**Dataset extract**:
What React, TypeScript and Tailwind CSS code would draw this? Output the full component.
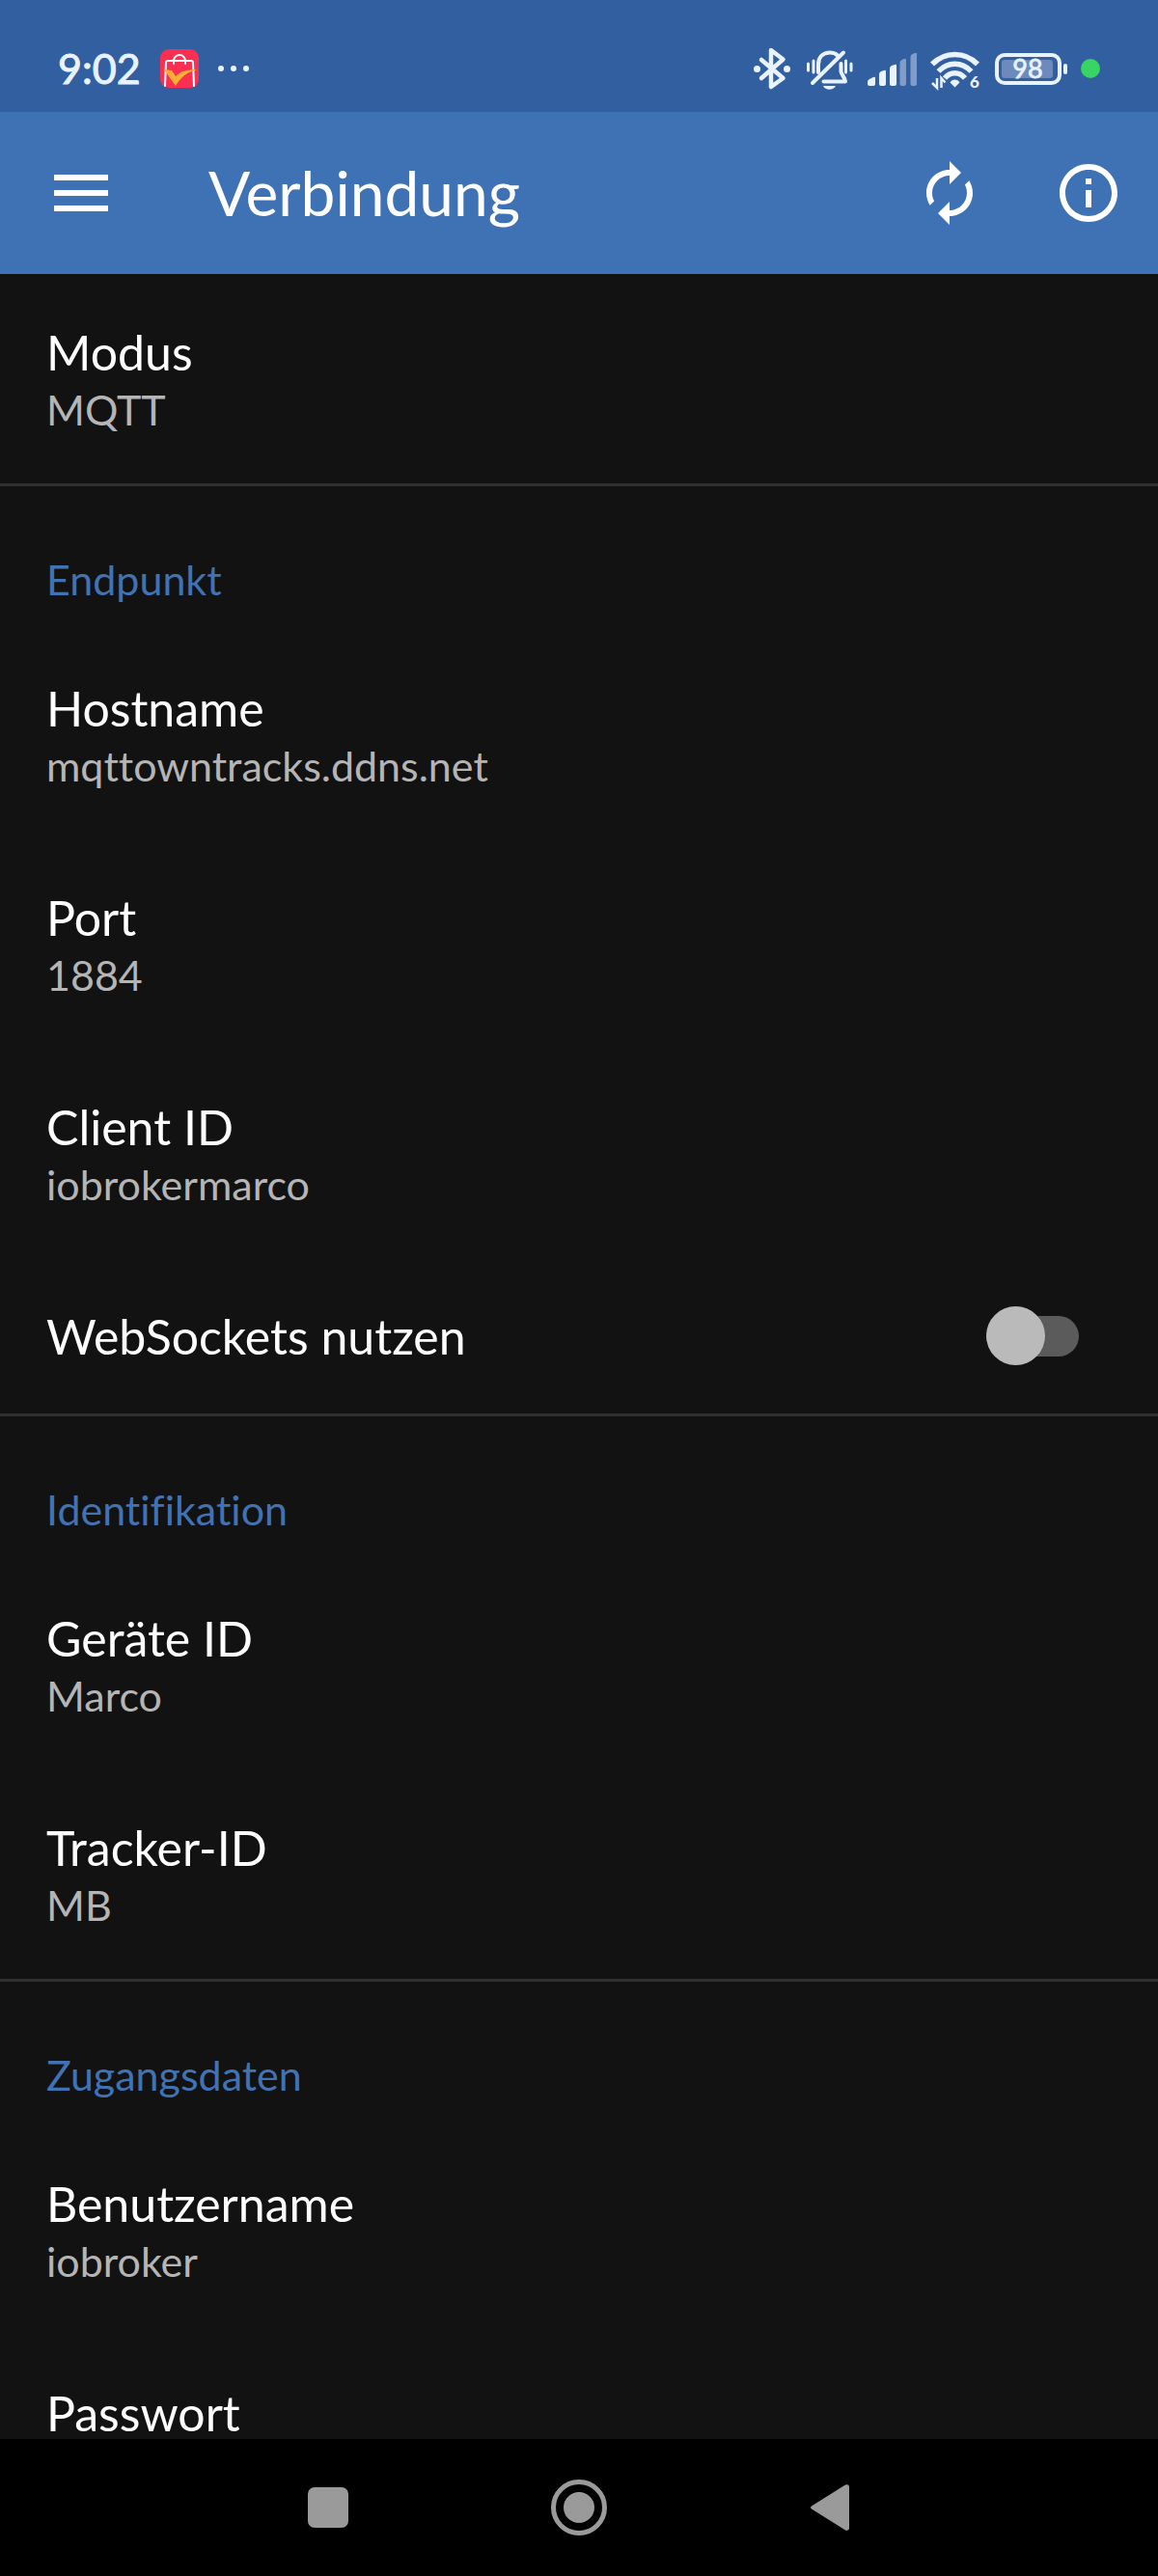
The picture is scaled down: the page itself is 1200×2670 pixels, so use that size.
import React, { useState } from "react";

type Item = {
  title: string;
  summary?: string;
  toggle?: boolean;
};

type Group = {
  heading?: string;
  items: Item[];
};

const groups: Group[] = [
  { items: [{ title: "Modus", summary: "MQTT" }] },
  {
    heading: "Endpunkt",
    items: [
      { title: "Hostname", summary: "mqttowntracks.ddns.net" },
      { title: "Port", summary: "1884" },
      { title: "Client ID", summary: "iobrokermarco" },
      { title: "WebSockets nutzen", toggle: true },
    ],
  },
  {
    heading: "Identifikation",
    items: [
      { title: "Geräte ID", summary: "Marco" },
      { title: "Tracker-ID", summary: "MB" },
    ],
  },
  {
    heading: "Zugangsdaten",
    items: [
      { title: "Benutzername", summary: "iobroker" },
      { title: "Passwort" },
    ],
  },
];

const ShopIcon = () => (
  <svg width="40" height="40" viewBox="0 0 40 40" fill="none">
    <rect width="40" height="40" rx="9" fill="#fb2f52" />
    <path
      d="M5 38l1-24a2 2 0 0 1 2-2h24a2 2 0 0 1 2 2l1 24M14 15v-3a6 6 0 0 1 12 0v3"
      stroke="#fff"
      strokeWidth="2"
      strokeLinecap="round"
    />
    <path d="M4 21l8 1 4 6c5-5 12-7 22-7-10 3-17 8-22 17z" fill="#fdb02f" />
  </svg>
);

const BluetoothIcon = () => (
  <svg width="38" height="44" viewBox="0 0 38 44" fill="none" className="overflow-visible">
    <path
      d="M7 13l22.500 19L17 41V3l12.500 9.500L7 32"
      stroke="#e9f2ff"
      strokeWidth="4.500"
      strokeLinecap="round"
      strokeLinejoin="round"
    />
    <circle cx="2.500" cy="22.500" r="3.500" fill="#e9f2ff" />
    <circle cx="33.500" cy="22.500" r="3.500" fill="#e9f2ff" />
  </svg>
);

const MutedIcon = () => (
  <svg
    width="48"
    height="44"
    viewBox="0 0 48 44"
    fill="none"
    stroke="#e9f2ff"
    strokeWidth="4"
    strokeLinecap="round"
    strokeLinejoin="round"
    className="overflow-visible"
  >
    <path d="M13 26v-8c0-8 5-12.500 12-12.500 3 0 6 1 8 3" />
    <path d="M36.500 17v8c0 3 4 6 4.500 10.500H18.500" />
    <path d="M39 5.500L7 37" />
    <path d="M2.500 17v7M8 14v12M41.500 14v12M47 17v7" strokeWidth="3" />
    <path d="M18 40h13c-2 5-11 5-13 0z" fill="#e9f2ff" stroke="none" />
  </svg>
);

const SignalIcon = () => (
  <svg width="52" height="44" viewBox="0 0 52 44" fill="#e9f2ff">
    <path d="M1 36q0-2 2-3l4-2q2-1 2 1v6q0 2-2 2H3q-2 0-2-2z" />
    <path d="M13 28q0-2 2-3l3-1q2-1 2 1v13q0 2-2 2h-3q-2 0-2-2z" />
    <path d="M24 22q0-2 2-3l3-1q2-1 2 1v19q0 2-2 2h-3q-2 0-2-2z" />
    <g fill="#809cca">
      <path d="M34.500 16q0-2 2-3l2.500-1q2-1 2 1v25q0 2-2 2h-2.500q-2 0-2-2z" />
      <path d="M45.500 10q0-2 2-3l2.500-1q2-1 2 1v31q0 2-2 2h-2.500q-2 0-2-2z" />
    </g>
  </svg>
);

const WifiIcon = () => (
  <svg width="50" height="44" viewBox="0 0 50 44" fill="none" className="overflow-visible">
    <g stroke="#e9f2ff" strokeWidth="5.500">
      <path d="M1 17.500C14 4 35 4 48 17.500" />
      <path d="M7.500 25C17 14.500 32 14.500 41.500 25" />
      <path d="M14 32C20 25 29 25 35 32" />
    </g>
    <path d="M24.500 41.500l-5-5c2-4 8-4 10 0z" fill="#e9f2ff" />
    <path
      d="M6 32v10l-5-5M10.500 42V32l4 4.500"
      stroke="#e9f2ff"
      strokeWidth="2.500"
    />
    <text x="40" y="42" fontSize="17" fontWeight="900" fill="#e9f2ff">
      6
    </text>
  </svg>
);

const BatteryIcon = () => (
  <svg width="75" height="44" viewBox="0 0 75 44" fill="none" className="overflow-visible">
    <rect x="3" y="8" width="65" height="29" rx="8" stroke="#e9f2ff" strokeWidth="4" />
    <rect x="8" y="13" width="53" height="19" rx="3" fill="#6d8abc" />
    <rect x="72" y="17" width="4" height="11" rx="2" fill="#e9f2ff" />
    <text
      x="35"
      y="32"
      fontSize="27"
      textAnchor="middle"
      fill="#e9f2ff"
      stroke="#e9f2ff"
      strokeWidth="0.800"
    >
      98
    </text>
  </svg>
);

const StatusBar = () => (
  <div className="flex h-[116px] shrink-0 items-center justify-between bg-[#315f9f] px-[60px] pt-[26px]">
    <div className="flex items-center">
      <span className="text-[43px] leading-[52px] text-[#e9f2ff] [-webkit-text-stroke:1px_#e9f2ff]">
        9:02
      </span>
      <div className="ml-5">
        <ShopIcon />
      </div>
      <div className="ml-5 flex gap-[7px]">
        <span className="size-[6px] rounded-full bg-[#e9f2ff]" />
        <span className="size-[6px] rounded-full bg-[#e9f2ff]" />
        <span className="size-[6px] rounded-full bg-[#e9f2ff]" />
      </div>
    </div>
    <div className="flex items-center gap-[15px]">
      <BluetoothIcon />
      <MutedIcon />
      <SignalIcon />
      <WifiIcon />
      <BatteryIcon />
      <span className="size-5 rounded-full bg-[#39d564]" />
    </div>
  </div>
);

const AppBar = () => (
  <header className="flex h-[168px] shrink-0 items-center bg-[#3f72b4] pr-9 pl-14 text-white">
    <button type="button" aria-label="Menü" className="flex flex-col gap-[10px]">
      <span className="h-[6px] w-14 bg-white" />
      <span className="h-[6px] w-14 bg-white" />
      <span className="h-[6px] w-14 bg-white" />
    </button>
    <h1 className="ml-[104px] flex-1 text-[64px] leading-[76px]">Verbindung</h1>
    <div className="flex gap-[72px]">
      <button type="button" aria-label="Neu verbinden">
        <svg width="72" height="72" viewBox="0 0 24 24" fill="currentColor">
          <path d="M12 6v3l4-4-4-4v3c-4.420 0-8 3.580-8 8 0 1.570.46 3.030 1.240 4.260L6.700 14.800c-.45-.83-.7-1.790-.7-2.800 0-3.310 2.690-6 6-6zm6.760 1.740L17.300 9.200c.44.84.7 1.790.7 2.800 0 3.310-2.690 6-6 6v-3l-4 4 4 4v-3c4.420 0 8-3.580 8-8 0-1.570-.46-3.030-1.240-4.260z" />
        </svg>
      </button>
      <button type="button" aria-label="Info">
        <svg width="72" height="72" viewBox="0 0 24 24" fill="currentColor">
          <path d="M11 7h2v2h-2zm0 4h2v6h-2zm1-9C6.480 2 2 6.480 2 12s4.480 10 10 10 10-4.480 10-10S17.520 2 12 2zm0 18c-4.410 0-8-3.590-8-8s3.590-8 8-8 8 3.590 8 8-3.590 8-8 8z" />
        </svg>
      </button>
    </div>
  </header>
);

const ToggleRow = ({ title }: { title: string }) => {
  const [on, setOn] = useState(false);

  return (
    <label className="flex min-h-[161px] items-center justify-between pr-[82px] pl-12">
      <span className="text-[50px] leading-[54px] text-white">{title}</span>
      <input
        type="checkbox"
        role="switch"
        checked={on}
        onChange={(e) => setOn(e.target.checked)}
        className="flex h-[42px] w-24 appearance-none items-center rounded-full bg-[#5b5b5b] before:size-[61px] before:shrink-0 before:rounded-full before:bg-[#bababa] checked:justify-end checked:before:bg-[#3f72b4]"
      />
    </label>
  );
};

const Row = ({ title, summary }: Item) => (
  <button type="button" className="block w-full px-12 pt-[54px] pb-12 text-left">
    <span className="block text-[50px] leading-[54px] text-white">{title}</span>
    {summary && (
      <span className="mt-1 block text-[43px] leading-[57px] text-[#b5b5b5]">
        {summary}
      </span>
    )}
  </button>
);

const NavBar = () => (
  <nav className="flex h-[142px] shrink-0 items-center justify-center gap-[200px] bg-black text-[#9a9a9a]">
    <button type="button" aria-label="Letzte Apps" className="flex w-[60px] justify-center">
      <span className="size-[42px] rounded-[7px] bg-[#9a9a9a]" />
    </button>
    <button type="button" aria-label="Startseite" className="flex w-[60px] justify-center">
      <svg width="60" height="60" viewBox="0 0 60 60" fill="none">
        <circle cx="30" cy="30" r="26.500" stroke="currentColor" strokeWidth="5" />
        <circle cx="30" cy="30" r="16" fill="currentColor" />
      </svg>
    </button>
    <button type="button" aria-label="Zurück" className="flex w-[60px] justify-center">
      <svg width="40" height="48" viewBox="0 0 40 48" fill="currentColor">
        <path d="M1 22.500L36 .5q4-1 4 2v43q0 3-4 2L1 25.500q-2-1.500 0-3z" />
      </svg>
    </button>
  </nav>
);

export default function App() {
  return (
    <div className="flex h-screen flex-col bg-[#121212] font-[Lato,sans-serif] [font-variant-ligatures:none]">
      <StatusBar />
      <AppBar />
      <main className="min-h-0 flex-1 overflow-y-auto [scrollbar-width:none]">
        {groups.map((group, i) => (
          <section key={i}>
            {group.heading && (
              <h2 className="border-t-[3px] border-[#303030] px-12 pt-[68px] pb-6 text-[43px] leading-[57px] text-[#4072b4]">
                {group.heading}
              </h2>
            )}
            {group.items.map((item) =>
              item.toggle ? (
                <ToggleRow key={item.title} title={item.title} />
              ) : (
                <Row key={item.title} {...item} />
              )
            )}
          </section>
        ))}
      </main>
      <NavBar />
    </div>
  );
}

**Exercise goal**:
Scan the data for the word "React" and copy every line where it shows up.

**Written reply**:
What React, TypeScript and Tailwind CSS code would draw this? Output the full component.
import React, { useState } from "react";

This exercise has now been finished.